I scanned 25ft of 16mm ECN ( which did not have perfs at all ) two days ago on the SSA and it was decently steady enough for that film ( from a Minox ) and the frames were steady enough to be worked with. The Scan Station 16mm and 8mm gates do have a set of roller bearings on either end of the gate to get the film basically in position.

Looks good to me!

We just ran a Music Vid shot on an SR3 HS with Hawks and it looks great but I know the glass was expensive to book. 2-Perf will as others have said look finer grained and will overall be easier to source camera and lens kit for.

LG will do some upgrades to a SSP if you ask enough...

Actually it is pretty clear that negatives are scanned with (gamma cineon log) and that prints do not have that curve applied. IDK if you think you are somehow magically reinventing the wheel here but since Kodak's Cineon data scanning was invented in the early 1990's hundreds (or thousands) of billions of feet of film has been scanned with 99.99997% of all prints and other positives like Reversals being scanned as linear data with the 00.000038% having been scanned (somehow) as Log because some scanner op made a mistake. There is nothing new here this ground has been covered and re-covered and run over by artillery horses then model Ts then Chevys then Land Cruisers and tanks then horses again and a few HumVees and then a pack of dogs then followed by crows and a herd of cats. This conversation is moot.

The Cineon file format was designed specifically to represent scanned film images, and thus has some differences from other formats such as TIFF and JPEG: The pixel data represents "printing density", the density that is seen by the print film. Thus, Cineon files are assumed to operate as part of a reproduction chain keeping whatever values are originally scanned from a negative or positive film. Any negative can be reproduced on the recorder retaining the original neg's characteristics (such as color component crosstalk and gamma correction) — and thereby retaining the negative's "look" if it were directly printed. The original Cineon color data metric printing densities were based upon 5244 intermediate film. Conversion of Cineon Printing Density (CPD) to Status-M can be estimated with a 3x3 matrix or by using tables contained in the Kodak "Digital LAD" document. This document shows a specific relation between Cineon Code values and Status-M densities. The data is stored in log format, directly corresponding to density of the original negative. Since the scanned material is likely a negative, the data can be said to be "gamma with log encoding". To evaluate original scene luminances from Cineon data, the camera negative characteristics must be known. (Such characterization is known as "unbuilding.") Such characterization is aided by exposing a sensitometric strip so that the actual developing gamma can be determined. The film can be unbuilt by using the unique per-layer contrasts of the color negative.

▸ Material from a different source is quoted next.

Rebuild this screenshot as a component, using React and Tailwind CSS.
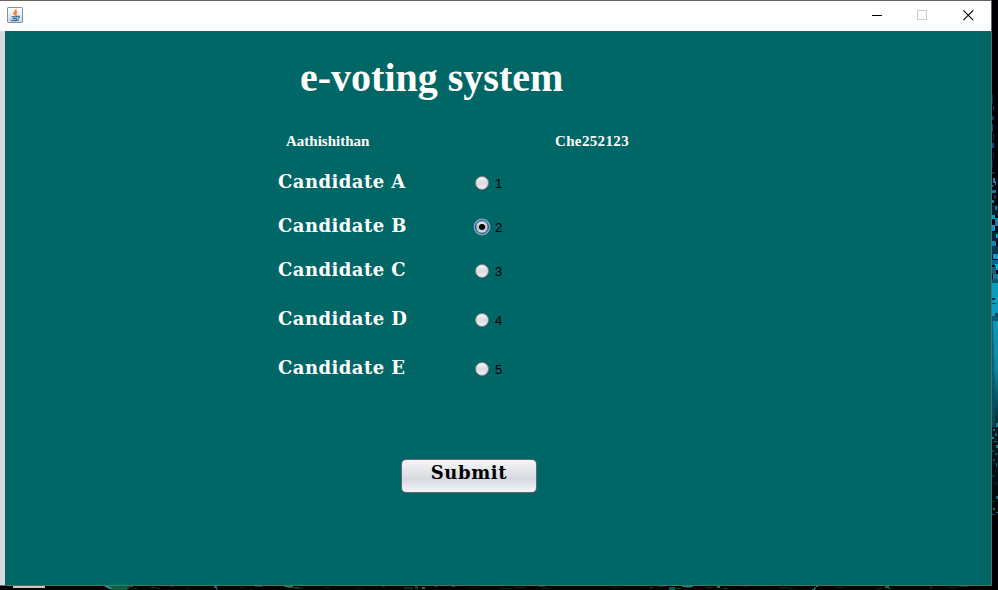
const candidates = [
  { name: 'Candidate A', value: '1', height: 'h-11' },
  { name: 'Candidate B', value: '2', height: 'h-11', selected: true },
  { name: 'Candidate C', value: '3', height: 'h-[49px]' },
  { name: 'Candidate D', value: '4', height: 'h-[49px]' },
  { name: 'Candidate E', value: '5', height: 'h-[49px]' },
];

// [x, y, width, height, colour] marks of the wallpaper right of the window
const sideMarks = [
  [0, 94, 1, 10, '#0a2a55'], [1, 106, 1, 5, '#0b3c70'], [0, 116, 2, 4, '#0b3c70'], [0, 124, 1, 8, '#0c4c86'],
  [1, 134, 1, 6, '#0a2a55'], [0, 143, 2, 5, '#0c4c86'], [1, 152, 1, 6, '#0a2a55'], [0, 160, 1, 8, '#082040'],
  [0, 172, 3, 2, '#063045'], [1, 178, 2, 5, '#0a86b8'], [0, 185, 2, 2, '#0a5c90'], [3, 181, 1, 4, '#0a86b8'],
  [0, 190, 4, 3, '#0a78a4'], [2, 195, 2, 4, '#063c5a'], [0, 200, 2, 3, '#0a86b8'], [0, 205, 6, 10, '#062030'],
  [3, 206, 2, 4, '#0a78a4'], [0, 215, 3, 4, '#0c9cc8'], [3, 218, 3, 8, '#0a86b0'], [0, 225, 3, 6, '#0c9cc8'],
  [0, 232, 6, 9, '#052535'], [4, 234, 2, 4, '#0c9cc8'], [0, 241, 4, 5, '#0a86b0'], [0, 246, 6, 9, '#063850'],
  [1, 254, 5, 5, '#0c9cc8'], [0, 260, 6, 5, '#0a6484'], [3, 264, 3, 6, '#0caad0'], [0, 267, 4, 7, '#08607c'],
  [1, 274, 5, 5, '#0a80a0'], [0, 279, 6, 5, '#075a74'], [0, 283, 6, 17, '#0c9cc0'], [0, 298, 3, 2, '#053040'],
  [0, 300, 6, 16, '#0c9cc0'], [0, 303, 4, 1, '#084858'], [3, 313, 3, 4, '#084858'], [0, 316, 6, 5, '#0a5c70'],
];

const lowerMarks = [
  [4, 423, 2, 4, '#0a8c98'], [1, 429, 2, 2, '#087880'], [3, 433, 2, 3, '#066068'], [0, 437, 2, 2, '#0a8c90'],
  [2, 441, 3, 1, '#087078'], [4, 445, 2, 3, '#087880'], [0, 450, 2, 2, '#054850'], [3, 453, 2, 2, '#066068'],
  [1, 459, 2, 2, '#054850'], [4, 463, 1, 4, '#066068'], [0, 475, 2, 2, '#043840'], [3, 483, 2, 1, '#043840'],
  [4, 496, 2, 3, '#077078'], [0, 501, 3, 1, '#043840'], [1, 508, 2, 2, '#088078'], [4, 512, 2, 1, '#077078'],
  [0, 514, 3, 1, '#055058'],
];

const bottomMarks = [
  [130, 0, 3, 1, '#106050'], [134, 2, 3, 1, '#0a4038'], [150, 1, 6, 1, '#0a3a38'], [156, 2, 4, 1, '#082c28'],
  [170, 0, 5, 1, '#082c28'], [185, 2, 6, 1, '#051c18'], [214, 0, 3, 2, '#107870'], [216, 2, 2, 2, '#0a5048'],
  [240, 1, 5, 1, '#062820'], [255, 0, 8, 1, '#0a4838'], [284, 0, 9, 1, '#108060'], [287, 1, 12, 1, '#0a5040'],
  [295, 2, 8, 1, '#083828'], [325, 1, 5, 1, '#062820'], [355, 2, 7, 1, '#051c18'], [382, 0, 3, 1, '#083828'],
  [404, 1, 9, 2, '#073020'], [415, 0, 3, 3, '#0a4a34'], [422, 1, 3, 2, '#107860'], [434, 0, 4, 1, '#083828'],
  [452, 0, 3, 1, '#0d6048'], [470, 1, 9, 1, '#051c18'], [500, 2, 12, 1, '#062620'], [515, 1, 10, 1, '#082c28'],
  [539, 0, 6, 1, '#083c38'], [541, 2, 8, 1, '#062620'], [610, 1, 10, 1, '#051c18'], [650, 1, 3, 1, '#0a5048'],
  [658, 0, 7, 1, '#073028'], [669, 1, 6, 3, '#0c5850'], [676, 2, 5, 1, '#084438'], [682, 0, 11, 1, '#128078'],
  [686, 1, 5, 1, '#0a5048'], [706, 1, 7, 1, '#083828'], [717, 0, 3, 2, '#107860'], [724, 2, 3, 1, '#0a5048'],
  [742, 0, 8, 1, '#051c18'], [779, 1, 9, 1, '#073028'], [787, 2, 6, 1, '#062620'], [812, 3, 3, 1, '#128078'],
  [814, 1, 2, 2, '#0c6860'], [816, 0, 2, 1, '#128078'], [835, 1, 9, 1, '#062620'], [876, 2, 6, 1, '#073028'],
  [885, 0, 4, 2, '#107060'], [888, 2, 3, 1, '#0a5048'], [930, 0, 2, 3, '#073028'], [948, 1, 9, 1, '#062620'],
  [959, 0, 9, 1, '#083828'],
];

function Marks({ marks }) {
  return marks.map(([x, y, width, height, fill]) => (
    <rect key={`${x}-${y}`} x={x} y={y} width={width} height={height} fill={fill} />
  ));
}

function SideWallpaper() {
  return (
    <svg width="6" height="586" className="block shrink-0">
      <defs>
        <linearGradient id="glow" x1="0" y1="0" x2="0" y2="1">
          <stop offset="0" stopColor="#0c98bc" />
          <stop offset=".45" stopColor="#0a88a8" />
          <stop offset="1" stopColor="#04252b" />
        </linearGradient>
        <linearGradient id="shade" x1="0" y1="0" x2="0" y2="1">
          <stop offset="0" stopColor="#031a1e" />
          <stop offset="1" stopColor="#000405" />
        </linearGradient>
      </defs>
      <rect width="6" height="586" fill="#000002" />
      <rect y="321" width="6" height="106" fill="url(#glow)" />
      <path d="M0 321h1l2 72v34H0z" fill="#07515f" opacity=".7" />
      <rect y="427" width="6" height="88" fill="url(#shade)" />
      <Marks marks={sideMarks} />
      <Marks marks={lowerMarks} />
    </svg>
  );
}

function BottomWallpaper() {
  return (
    <svg width="998" height="4" className="block">
      <rect width="998" height="4" fill="#000202" />
      <rect x="13" width="32" height="2" fill="#c8c8c8" />
      <path d="M104 0h24l2 1-3 3h-16z" fill="#0c6040" />
      <path d="M104 0h5l3 3h-2z" fill="#109890" />
      <Marks marks={bottomMarks} />
    </svg>
  );
}

function JavaIcon() {
  return (
    <svg width="16" height="16" viewBox="0 0 16 16" fill="none">
      <defs>
        <linearGradient id="tile" x1="0" y1="0" x2="0" y2="1">
          <stop offset="0" stopColor="#fff" />
          <stop offset="1" stopColor="#c9d7e3" />
        </linearGradient>
      </defs>
      <rect x=".5" y=".5" width="15" height="15" rx=".7" fill="url(#tile)" stroke="#7893aa" />
      <path d="M8.8 2.2c.8 2-2.6 2.8-1.7 4.6.3.6.8 1 .9 1.7M10.5 4.6c-2 .8-2.3 1.7-1.5 2.6.4.5.2 1-.2 1.4" stroke="#ed7d24" strokeWidth="1.4" />
      <path d="M4.6 9.4c1.6.5 4.4.4 6.2 0M5.4 11.1c1.3.4 3.5.4 4.8 0M10.9 9.2c2.2-.5 2 1.4.1 2M4.2 12.6c-1.7 1.2 5.8 1.4 7.5.2" stroke="#35689a" strokeWidth="1.1" />
    </svg>
  );
}

function TitleBar() {
  return (
    <header className="flex h-[30px] items-start bg-white pl-[7px] pt-[6px]">
      <JavaIcon />
      <div className="ml-auto flex pr-[17px] pt-[3px]">
        <svg width="11" height="11" shapeRendering="crispEdges" className="mr-[34px]"><path d="M0 5.5h10" stroke="#000" /></svg>
        <svg width="11" height="11" shapeRendering="crispEdges" fill="none" className="mr-[35px]"><rect x=".5" y=".5" width="9" height="9" stroke="#ccc" /></svg>
        <svg width="11" height="11"><path d="M.3 .3l9.9 9.9M10.2 .3L.3 10.2" stroke="#000" strokeWidth="1.1" /></svg>
      </div>
    </header>
  );
}

function Radio({ selected }) {
  return (
    <svg width="18" height="18" viewBox="0 0 18 18">
      <defs>
        <linearGradient id="radio" x1="0" y1="0" x2="0" y2="1">
          <stop offset="0" stopColor="#fafafc" />
          <stop offset=".5" stopColor="#d9dbe2" />
          <stop offset="1" stopColor="#f2f3f8" />
        </linearGradient>
        <linearGradient id="picked" x1="0" y1="0" x2="0" y2="1">
          <stop offset="0" stopColor="#f5f8fc" />
          <stop offset=".5" stopColor="#a9b9cb" />
          <stop offset="1" stopColor="#d7e4f2" />
        </linearGradient>
      </defs>
      {selected ? (
        <>
          <circle cx="9" cy="9" r="8.4" fill="#73a4d1" />
          <circle cx="9" cy="9" r="6.3" fill="url(#picked)" stroke="#26394f" />
          <circle cx="9" cy="9" r="3" fill="#000" />
        </>
      ) : (
        <>
          <circle cx="9" cy="9.6" r="7" fill="#34494c" opacity=".55" />
          <circle cx="9" cy="9" r="6.5" fill="url(#radio)" stroke="#7b7f84" />
        </>
      )}
    </svg>
  );
}

function CandidateRow({ name, value, height, selected }) {
  return (
    <div className={`flex items-start ${height}`}>
      <span className="w-[195px] whitespace-nowrap font-['DejaVu_Serif',serif] text-[18px] font-bold leading-6 tracking-[0.45px] text-white">
        {name}
      </span>
      <label className="flex items-start gap-1 pt-1">
        <Radio selected={selected} />
        <span className="pt-px font-['Liberation_Sans',sans-serif] text-[13px] leading-[18px] text-black">{value}</span>
      </label>
    </div>
  );
}

export default function App() {
  return (
    <div className="h-[590px] w-[998px] overflow-hidden bg-black">
      <div className="flex">
        <div className="flex h-[586px] w-[992px] flex-col border-b border-r border-t border-[#656565]">
          <TitleBar />
          <main className="flex-1 border-l-[5px] border-[#d6d9df] bg-[#006666]">
            <h1 className="ml-[295px] mt-[24px] whitespace-nowrap font-['Liberation_Serif',serif] text-[40px] font-bold leading-[46px] text-white">
              e-voting system
            </h1>
            <div className="ml-[281px] mt-[31px] flex whitespace-nowrap font-['Liberation_Serif',serif] text-[15px] font-bold leading-[18px] text-white">
              <span className="w-[269px]">Aathishithan</span>
              <span className="tracking-[0.35px]">Che252123</span>
            </div>
            <section className="ml-[273px] mt-5">
              {candidates.map((candidate) => (
                <CandidateRow key={candidate.value} {...candidate} />
              ))}
            </section>
            <button className="ml-[396px] mt-[54px] flex h-[34px] w-[136px] items-start justify-center rounded-[5px] border border-[#5d6870] bg-linear-to-b from-[#f6f6f9] via-[#d6d9df] via-60% to-[#f5f6fc] font-['DejaVu_Serif',serif] text-[18px] font-bold leading-[26px] tracking-[0.6px] text-black">
              Submit
            </button>
          </main>
        </div>
        <SideWallpaper />
      </div>
      <BottomWallpaper />
    </div>
  );
}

I don't know how to say this more clearly. Negative scans are encoded as Cineon-Log. Positive scans are linear data. This has been the case since the early 1990's https://en.wikipedia.org/wiki/Cineon

LADs are available for 16mm we use them all the time. The Kodak LAD system is not just a good system it is the system by which analog and digital elements are managed. There is no need to "characterize" the scanner. There are several systems which are used to profile digital displays and full end to end lab scanning film recording and printing to allow a colorist to grade using a digital projector which looks like the film print the lab will make.

For film data scanning there is linear and Cineon-Log encoding, No other type of log encoding is used nor wanted. Cineon Log was invented by Kodak in the 1980s to scan negative films and it's Log curve matches the sensiometric density characteristic of film negative as a way to compress the linear sensor response and make the bits more useful in post. All CCD and CMOS sensors are linear devices i.e. more photons increase voltage output in a linear manor. The point of using Cinelon-Log was to take 12-14-16bits of data per pixel and scale them into 10bits. Film positives are not scanned with a Cineon Log curve they are scanned as linear data because the print is "wysiwug" and linear encoding works for that. ideally you would scan at 12bit 14bit or 16bit and just put those bits into a 16bit DPX file as linear data and go about processing from there, this amount of data becomes unmanageable for most computers and disk systems, so we have 10bit DPX and ProRes which most people use. Film scanning has never primarily been about efficient files sizes it has been about a accurate and full representation of the density scale color and resolution on the film.

Film processors are kind of basic machines you could re-wire allot of it for 220v and most likely the drive motor is controlled by a 220v to 90v motor controller. Should not be too hard to do.

Ha more like $150K-$200K if you can find one.

The simplest way to describe how the scanner translates the print to digital is that the scanner sensor is a monochrome sensor and each color is then illuminated with Red , Green or Blue light and each time that light is fired then the sensor takes a picture representing the color which is then mapped into the DPX frame file as linear data. The Red Green and Blue light intensity are set by measuring the sensor output and setting the intensity of the light through the base at it's clearest so the sensor is close to but not clipping, then the rest of the sensor DR is just down to the shadows... For the Scan Station using a Sony Pregius 6.5K camera it is 12bits for single flash and 14bits for HDR double flash so that is then mapped as linear data into 10bits or 16bits for DPX without a Lin to Log conversion table. You could shoot out a Kodak Digital LAD and measure the AIM Density on a Xrirte Desnitometer, print that and measure it again then scan it and match the AIM charts to the code values in the scanned DPX frame. For prints it is all linear data. For making a film to film print there is also always the printer lights base setup and the color timer adjustments. There is no fully automated human decision free way to do film printing but there are the Kodak LAD control tools which allow a high degree of consistency to be made.

How is this different than any other film scanner? I have Scanners from Arri DFT DCS and LG and none of them have any color gamut space settings, in the case of DPX they scan to 10bit log (12bit) or 16bit linear. The Arriscan for example is setup to the film base (RGB+IR LED lamp intensity) and then Linear to Log conversion with the ability to set Cineon values. Other scanners have color correction tools in the scan setup to do matching and balance etc. but nothing specific to Rec709 or 2020 etc. I think for negative they are all based on the Kodak Cineon code values from the 1980's on.